Given task: Exactly as written, quote every line that follows, skipping the images.

Given data:

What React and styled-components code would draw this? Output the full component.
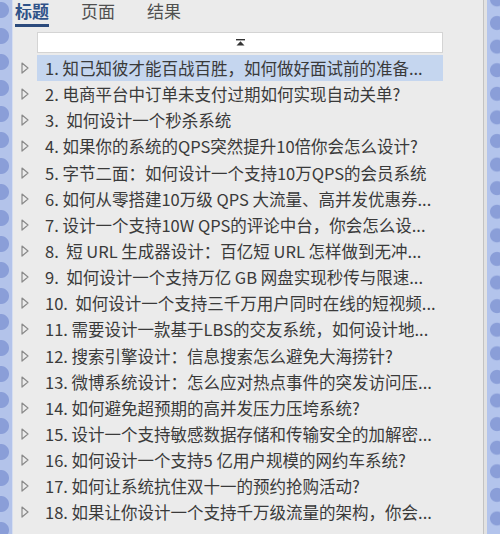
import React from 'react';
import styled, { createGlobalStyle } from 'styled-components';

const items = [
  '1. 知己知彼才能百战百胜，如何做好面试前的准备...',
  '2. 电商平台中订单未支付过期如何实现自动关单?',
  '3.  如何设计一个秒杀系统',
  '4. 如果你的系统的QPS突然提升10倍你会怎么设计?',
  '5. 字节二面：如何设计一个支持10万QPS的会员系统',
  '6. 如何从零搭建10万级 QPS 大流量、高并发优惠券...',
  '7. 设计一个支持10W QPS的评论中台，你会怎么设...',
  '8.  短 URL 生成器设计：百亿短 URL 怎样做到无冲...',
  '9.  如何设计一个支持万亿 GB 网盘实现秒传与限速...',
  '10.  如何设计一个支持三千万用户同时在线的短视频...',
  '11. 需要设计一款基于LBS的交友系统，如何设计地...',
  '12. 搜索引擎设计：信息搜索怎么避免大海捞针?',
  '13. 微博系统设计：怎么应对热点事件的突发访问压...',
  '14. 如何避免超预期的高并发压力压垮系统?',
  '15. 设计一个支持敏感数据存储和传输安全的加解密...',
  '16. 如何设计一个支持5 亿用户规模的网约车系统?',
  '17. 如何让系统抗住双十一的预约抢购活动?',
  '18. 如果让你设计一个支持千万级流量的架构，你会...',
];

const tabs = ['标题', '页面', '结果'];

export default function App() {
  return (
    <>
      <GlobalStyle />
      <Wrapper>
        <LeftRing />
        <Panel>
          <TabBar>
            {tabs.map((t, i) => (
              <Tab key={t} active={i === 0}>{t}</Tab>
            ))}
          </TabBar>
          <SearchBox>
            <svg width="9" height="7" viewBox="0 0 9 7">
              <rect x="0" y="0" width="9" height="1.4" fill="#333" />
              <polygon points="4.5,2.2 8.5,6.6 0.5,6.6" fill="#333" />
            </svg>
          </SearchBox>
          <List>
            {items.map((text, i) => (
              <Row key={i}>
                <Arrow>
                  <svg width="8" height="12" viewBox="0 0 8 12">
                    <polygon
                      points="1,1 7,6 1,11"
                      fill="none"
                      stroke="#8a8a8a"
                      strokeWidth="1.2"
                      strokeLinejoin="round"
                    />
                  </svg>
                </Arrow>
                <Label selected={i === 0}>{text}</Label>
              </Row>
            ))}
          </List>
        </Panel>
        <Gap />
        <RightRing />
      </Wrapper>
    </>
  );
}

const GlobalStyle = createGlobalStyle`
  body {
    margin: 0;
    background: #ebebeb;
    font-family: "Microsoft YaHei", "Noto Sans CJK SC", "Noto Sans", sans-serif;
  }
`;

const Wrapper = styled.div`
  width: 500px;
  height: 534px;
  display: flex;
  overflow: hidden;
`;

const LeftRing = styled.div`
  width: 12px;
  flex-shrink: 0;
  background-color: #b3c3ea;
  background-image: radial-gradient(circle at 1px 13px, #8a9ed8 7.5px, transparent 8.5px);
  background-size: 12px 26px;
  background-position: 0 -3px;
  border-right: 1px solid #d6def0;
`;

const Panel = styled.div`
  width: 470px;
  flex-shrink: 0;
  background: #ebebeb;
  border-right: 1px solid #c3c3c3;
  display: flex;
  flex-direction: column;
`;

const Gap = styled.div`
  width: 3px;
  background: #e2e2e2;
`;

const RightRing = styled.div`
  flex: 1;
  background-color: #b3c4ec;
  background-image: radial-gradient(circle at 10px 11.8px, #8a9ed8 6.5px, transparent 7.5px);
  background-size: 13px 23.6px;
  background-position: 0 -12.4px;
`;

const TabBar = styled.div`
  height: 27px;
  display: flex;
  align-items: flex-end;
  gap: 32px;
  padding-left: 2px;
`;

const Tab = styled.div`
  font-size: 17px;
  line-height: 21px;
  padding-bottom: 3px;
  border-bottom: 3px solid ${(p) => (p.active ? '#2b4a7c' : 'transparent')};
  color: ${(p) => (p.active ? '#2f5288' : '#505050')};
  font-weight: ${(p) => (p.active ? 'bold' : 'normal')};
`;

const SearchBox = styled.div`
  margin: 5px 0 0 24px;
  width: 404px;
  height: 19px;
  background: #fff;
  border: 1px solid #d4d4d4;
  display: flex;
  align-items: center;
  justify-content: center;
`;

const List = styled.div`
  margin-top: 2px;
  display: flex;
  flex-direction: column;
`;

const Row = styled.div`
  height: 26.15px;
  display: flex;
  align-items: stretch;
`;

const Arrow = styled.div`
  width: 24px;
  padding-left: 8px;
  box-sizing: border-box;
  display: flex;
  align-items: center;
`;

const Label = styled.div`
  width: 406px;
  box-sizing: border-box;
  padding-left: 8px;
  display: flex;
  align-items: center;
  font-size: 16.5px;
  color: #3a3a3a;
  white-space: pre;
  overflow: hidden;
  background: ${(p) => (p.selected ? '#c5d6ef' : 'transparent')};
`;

Correct output:
What React and styled-components code would draw this? Output the full component.
import React from 'react';
import styled, { createGlobalStyle } from 'styled-components';

const items = [
  '1. 知己知彼才能百战百胜，如何做好面试前的准备...',
  '2. 电商平台中订单未支付过期如何实现自动关单?',
  '3.  如何设计一个秒杀系统',
  '4. 如果你的系统的QPS突然提升10倍你会怎么设计?',
  '5. 字节二面：如何设计一个支持10万QPS的会员系统',
  '6. 如何从零搭建10万级 QPS 大流量、高并发优惠券...',
  '7. 设计一个支持10W QPS的评论中台，你会怎么设...',
  '8.  短 URL 生成器设计：百亿短 URL 怎样做到无冲...',
  '9.  如何设计一个支持万亿 GB 网盘实现秒传与限速...',
  '10.  如何设计一个支持三千万用户同时在线的短视频...',
  '11. 需要设计一款基于LBS的交友系统，如何设计地...',
  '12. 搜索引擎设计：信息搜索怎么避免大海捞针?',
  '13. 微博系统设计：怎么应对热点事件的突发访问压...',
  '14. 如何避免超预期的高并发压力压垮系统?',
  '15. 设计一个支持敏感数据存储和传输安全的加解密...',
  '16. 如何设计一个支持5 亿用户规模的网约车系统?',
  '17. 如何让系统抗住双十一的预约抢购活动?',
  '18. 如果让你设计一个支持千万级流量的架构，你会...',
];

const tabs = ['标题', '页面', '结果'];

export default function App() {
  return (
    <>
      <GlobalStyle />
      <Wrapper>
        <LeftRing />
        <Panel>
          <TabBar>
            {tabs.map((t, i) => (
              <Tab key={t} active={i === 0}>{t}</Tab>
            ))}
          </TabBar>
          <SearchBox>
            <svg width="9" height="7" viewBox="0 0 9 7">
              <rect x="0" y="0" width="9" height="1.4" fill="#333" />
              <polygon points="4.5,2.2 8.5,6.6 0.5,6.6" fill="#333" />
            </svg>
          </SearchBox>
          <List>
            {items.map((text, i) => (
              <Row key={i}>
                <Arrow>
                  <svg width="8" height="12" viewBox="0 0 8 12">
                    <polygon
                      points="1,1 7,6 1,11"
                      fill="none"
                      stroke="#8a8a8a"
                      strokeWidth="1.2"
                      strokeLinejoin="round"
                    />
                  </svg>
                </Arrow>
                <Label selected={i === 0}>{text}</Label>
              </Row>
            ))}
          </List>
        </Panel>
        <Gap />
        <RightRing />
      </Wrapper>
    </>
  );
}

const GlobalStyle = createGlobalStyle`
  body {
    margin: 0;
    background: #ebebeb;
    font-family: "Microsoft YaHei", "Noto Sans CJK SC", "Noto Sans", sans-serif;
  }
`;

const Wrapper = styled.div`
  width: 500px;
  height: 534px;
  display: flex;
  overflow: hidden;
`;

const LeftRing = styled.div`
  width: 12px;
  flex-shrink: 0;
  background-color: #b3c3ea;
  background-image: radial-gradient(circle at 1px 13px, #8a9ed8 7.5px, transparent 8.5px);
  background-size: 12px 26px;
  background-position: 0 -3px;
  border-right: 1px solid #d6def0;
`;

const Panel = styled.div`
  width: 470px;
  flex-shrink: 0;
  background: #ebebeb;
  border-right: 1px solid #c3c3c3;
  display: flex;
  flex-direction: column;
`;

const Gap = styled.div`
  width: 3px;
  background: #e2e2e2;
`;

const RightRing = styled.div`
  flex: 1;
  background-color: #b3c4ec;
  background-image: radial-gradient(circle at 10px 11.8px, #8a9ed8 6.5px, transparent 7.5px);
  background-size: 13px 23.6px;
  background-position: 0 -12.4px;
`;

const TabBar = styled.div`
  height: 27px;
  display: flex;
  align-items: flex-end;
  gap: 32px;
  padding-left: 2px;
`;

const Tab = styled.div`
  font-size: 17px;
  line-height: 21px;
  padding-bottom: 3px;
  border-bottom: 3px solid ${(p) => (p.active ? '#2b4a7c' : 'transparent')};
  color: ${(p) => (p.active ? '#2f5288' : '#505050')};
  font-weight: ${(p) => (p.active ? 'bold' : 'normal')};
`;

const SearchBox = styled.div`
  margin: 5px 0 0 24px;
  width: 404px;
  height: 19px;
  background: #fff;
  border: 1px solid #d4d4d4;
  display: flex;
  align-items: center;
  justify-content: center;
`;

const List = styled.div`
  margin-top: 2px;
  display: flex;
  flex-direction: column;
`;

const Row = styled.div`
  height: 26.15px;
  display: flex;
  align-items: stretch;
`;

const Arrow = styled.div`
  width: 24px;
  padding-left: 8px;
  box-sizing: border-box;
  display: flex;
  align-items: center;
`;

const Label = styled.div`
  width: 406px;
  box-sizing: border-box;
  padding-left: 8px;
  display: flex;
  align-items: center;
  font-size: 16.5px;
  color: #3a3a3a;
  white-space: pre;
  overflow: hidden;
  background: ${(p) => (p.selected ? '#c5d6ef' : 'transparent')};
`;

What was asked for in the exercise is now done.